The rumours circulating around the industry about the possibility that the Government may argue for Milk Marque to be split into regional co-operatives is greatly concerning. At a time when all sectors of the farming industry are being urged to be more co-operative it is alarming that probably the most successful farmers co-operative venture is being attacked in this way. The TFA would argue most strongly for the retention of Milk Marque in its current form in order to counter the buying power of the major processors and retailers. We must also consider our competitive position in Europe and with the rest of the world where the tendency is for greater degrees of concentration which we must be able to match if we are to maintain European and global market share. For example in Denmark, MD foods has captured 95 per cent of the market and gained size efficiency in the process. It is against this background that we are competing.
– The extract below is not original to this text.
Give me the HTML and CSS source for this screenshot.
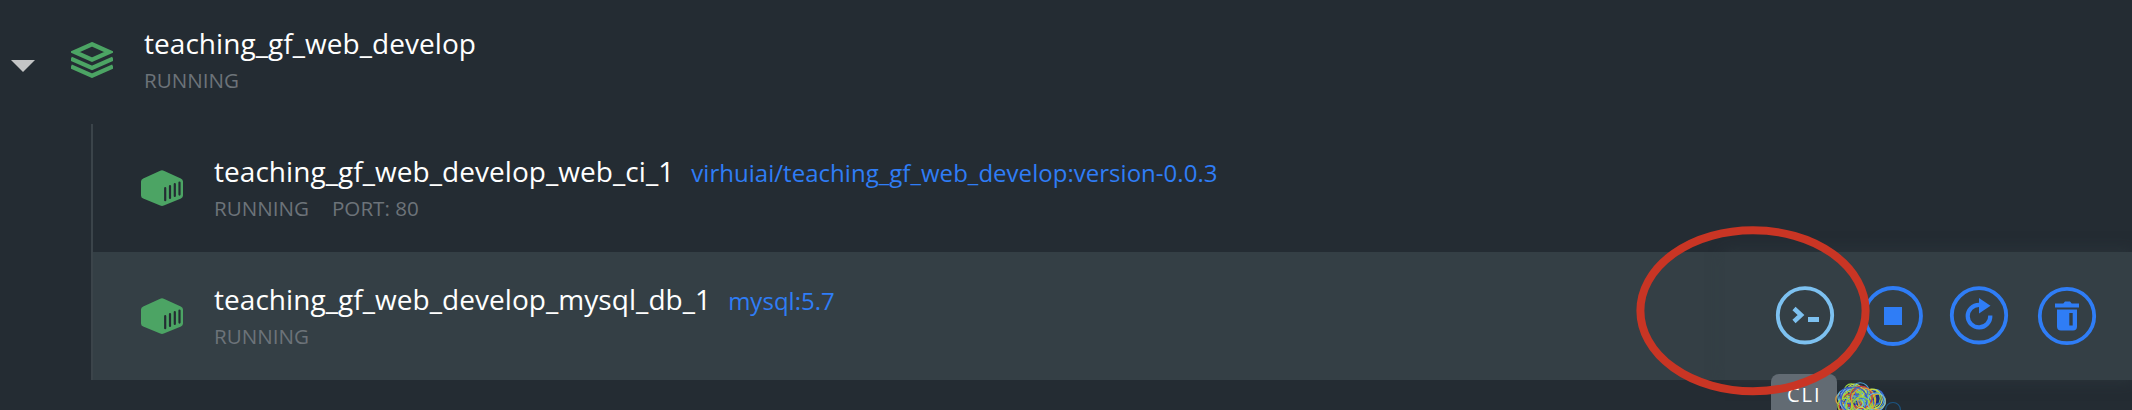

The TFA does have concerns about the way in which Milk Marque sells its milk and that the dairy industry can effectively hold it to ransom in the way it has done in the second half of last year and beginning of this year. However, the TFA cannot suggest an alternative but a system which has the confidence of all sides, must be found.

CONCLUSION

The TFA can see no evidence that the current system is causing producers to gain excessively at the expense of consumers. Indeed, the opposite is much more the case. Processing capacity and efficiency is the key to revitalising the UK dairy sector and in the absence of a commitment from current processing companies on investment, farmers and the organisations to which they sell their milk, must be allowed to step into the breach left by this lack of investment by taking matters into their own hands. The TFA believes that this is being unnecessarily hampered by the continuing delay on behalf of the Government in producing the Monopolies and Mergers Commission Report.